AFTER all, it was Woosnam who had been brave enough to allow Clarke the chance. "I never doubted Darren for one second," he says. "He's much like me, a born fighter who tells it like it is and when he said he was ready and able that was good enough to me.
"As a captain I had to keep an eye on him, though, and there was no way he was going out on the first afternoon after how much the morning had taken out of him.
"But Darren was the first to accept that. He is a great, great Ryder Cup player, just like Lee is, and they have one hell of a partnership. One goes with the other, especially this time as Darren needed his best mate next to him. I would have been daft not to take both of them."
Indeed, their selection in the opening fourballs was taken as read, although the exclusion of three of his four highest-ranked players was somewhat of a surprise.

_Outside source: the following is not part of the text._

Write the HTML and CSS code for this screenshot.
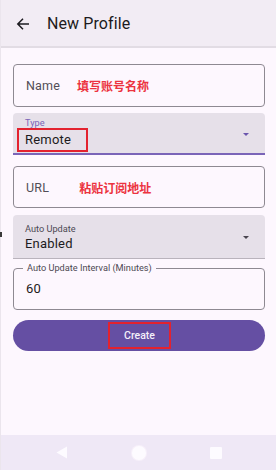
FILE: index.html
```html
<!DOCTYPE html>
<html>
<head>
<meta charset="utf-8">
<link rel="stylesheet" href="styles.css">
</head>
<body>
<div class="screen">
  <header class="appbar">
    <svg class="back" width="14" height="14" viewBox="0 0 14 14"><path d="M13 7H2M7 1.8L1.8 7L7 12.2" fill="none" stroke="#1d1b20" stroke-width="1.5"/></svg>
    <span class="title">New Profile</span>
  </header>
  <main class="content">
    <div class="outlined name-field">
      <span class="placeholder">Name</span>
      <span class="hint hint-name">填写账号名称</span>
    </div>
    <div class="filled type-field">
      <div class="filled-text">
        <span class="small-label purple">Type</span>
        <span class="value"><span class="redbox remote-box">Remote</span></span>
      </div>
      <span class="arrow purple-arrow"></span>
    </div>
    <div class="outlined url-field">
      <span class="placeholder">URL</span>
      <span class="hint hint-url">粘贴订阅地址</span>
    </div>
    <div class="filled auto-field">
      <div class="filled-text">
        <span class="small-label">Auto Update</span>
        <span class="value">Enabled</span>
      </div>
      <span class="arrow"></span>
    </div>
    <div class="outlined interval-field">
      <span class="legend">Auto Update Interval (Minutes)</span>
      <span class="value">60</span>
    </div>
    <button class="create"><span class="redbox create-box">Create</span></button>
  </main>
  <nav class="sysnav">
    <span class="navcell"><svg width="12" height="13" viewBox="0 0 12 13"><path d="M11 0.5V12.5L0.5 6.5Z" fill="#fdfbff"/></svg></span>
    <span class="navcell"><span class="home"></span></span>
    <span class="navcell"><span class="recent"></span></span>
  </nav>
  <span class="edge-mark"></span>
</div>
</body>
</html>
```
FILE: styles.css
```css
* { box-sizing: border-box; }
html, body { margin: 0; padding: 0; }
body {
  font-family: Roboto, "Noto Sans", "Noto Sans CJK SC", sans-serif;
  background: #fdf7fe;
}
.screen {
  position: relative;
  width: 276px;
  height: 470px;
  display: flex;
  flex-direction: column;
  border-left: 1px solid #ebe5ed;
  background: #fdf7fe;
}
.appbar {
  height: 48px;
  flex: none;
  display: flex;
  align-items: center;
  background: #f2ecf4;
  border-bottom: 2px solid #e2dce4;
  padding-left: 15px;
}
.back { display: block; margin-top: 1px; }
.title {
  margin-left: 17px;
  font-size: 16px;
  color: #1d1b20;
  letter-spacing: 0.1px;
}
.content {
  flex: 1;
  display: flex;
  flex-direction: column;
  padding: 16px 11px 0 12px;
}
.outlined {
  position: relative;
  height: 43px;
  border: 1px solid #8e8992;
  border-radius: 4px;
  display: flex;
  align-items: center;
  padding-left: 12px;
}
.placeholder {
  font-size: 12.5px;
  color: #524e57;
  letter-spacing: 0.2px;
}
.hint {
  font-family: "Noto Sans CJK SC", sans-serif;
  font-weight: 700;
  font-size: 12px;
  color: #ec3340;
}
.hint-name { margin-left: 17px; }
.hint-url { margin-left: 30px; }
.filled {
  height: 42px;
  background: #e6e0e9;
  border-radius: 4px 4px 0 0;
  display: flex;
  align-items: center;
  padding: 0 16px 0 12px;
}
.type-field {
  margin-top: 6px;
  border-bottom: 2px solid #7a64b8;
}
.auto-field {
  margin-top: 7px;
  height: 44px;
  border-bottom: 1px solid #b9b3bc;
}
.url-field { margin-top: 11px; height: 42px; }
.interval-field { margin-top: 9px; height: 42px; }
.filled-text {
  flex: 1;
  display: flex;
  flex-direction: column;
}
.small-label {
  font-size: 9.2px;
  color: #4d4953;
  line-height: 11px;
}
.small-label.purple { color: #7a64b8; margin-top: 2px; }
.auto-field .small-label { margin-top: 1px; }
.value {
  font-size: 13px;
  color: #1d1b20;
  line-height: 16px;
  letter-spacing: 0.2px;
}
.type-field .value { margin-top: 0; }
.auto-field .value { margin-top: 2px; }
.redbox {
  display: inline-block;
  border: 2px solid #e3222f;
}
.remote-box {
  margin-left: -8px;
  padding: 2px 15px 2px 6px;
  line-height: 16px;
}
.arrow {
  width: 0;
  height: 0;
  border-left: 3.5px solid transparent;
  border-right: 3.5px solid transparent;
  border-top: 3.5px solid #49454f;
}
.purple-arrow { border-top-color: #6a55ad; margin-top: 2px; }
.auto-field .arrow { margin-top: 2px; }
.legend {
  position: absolute;
  left: 9px;
  top: -7px;
  padding: 0 4px;
  font-size: 9.2px;
  line-height: 12px;
  color: #4d4953;
  background: #fdf7fe;
}
.create {
  margin-top: 10px;
  height: 31px;
  border: none;
  border-radius: 16px;
  background: #654fa3;
  display: flex;
  align-items: center;
  justify-content: center;
  padding: 0;
  font-family: Roboto, sans-serif;
}
.create-box {
  color: #f4f0fa;
  font-size: 10.5px;
  font-weight: 500;
  line-height: 23px;
  padding: 0 14px;
  margin-left: 1px;
}
.sysnav {
  height: 35px;
  flex: none;
  background: #efe8f6;
  display: grid;
  grid-template-columns: 77px 77px 77px;
  justify-content: center;
  align-items: center;
}
.navcell {
  display: flex;
  justify-content: center;
  align-items: center;
}
.navcell svg { display: block; }
.home {
  width: 14px;
  height: 14px;
  border-radius: 50%;
  background: #fdfbff;
  box-shadow: 0 0 0 1px #f7f0fa;
}
.recent {
  width: 12px;
  height: 12px;
  background: #fdfbff;
  border-radius: 1px;
}
.edge-mark {
  position: absolute;
  left: -1px;
  top: 232px;
  width: 2px;
  height: 5px;
  background: #3a3a3a;
}
```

Donald and Howell would certainly have been expecting to have been involved from the outset and were obviously taken aback not to be. It was here that Woosnam produced the instant of leadership he is plainly most proud of.
"It was the last practice round on the Thursday and Peter Baker [my assistant] was out with the boys who were not picked for the fourballs. He buzzed me on the walkie-talkie saying, 'Woosie get over here, we've got a problem'. I arrived at their hole, only to find four of the worst cases of bad body language you'll ever see [Paul McGinley and Henrik Stenson were the other players].
"They were just so miserable at being left out. That's when I made my mind up - everyone's going to have a game on the first day, nobody's going to feel excluded. I walked across the fairway and told them they were all playing in the afternoon foursomes. The effect was immediate; suddenly they all had a spring in their step."
Meanwhile, the Americans only had a dull thud in theirs, a contrast so glaring that the cup's destination was known a long way out.
Not for Woosnam, though. "It all goes in such a blur. The putts keep going down and cheers keep coming and you're barely able to have a reality check and stand back to take in exactly what's going on."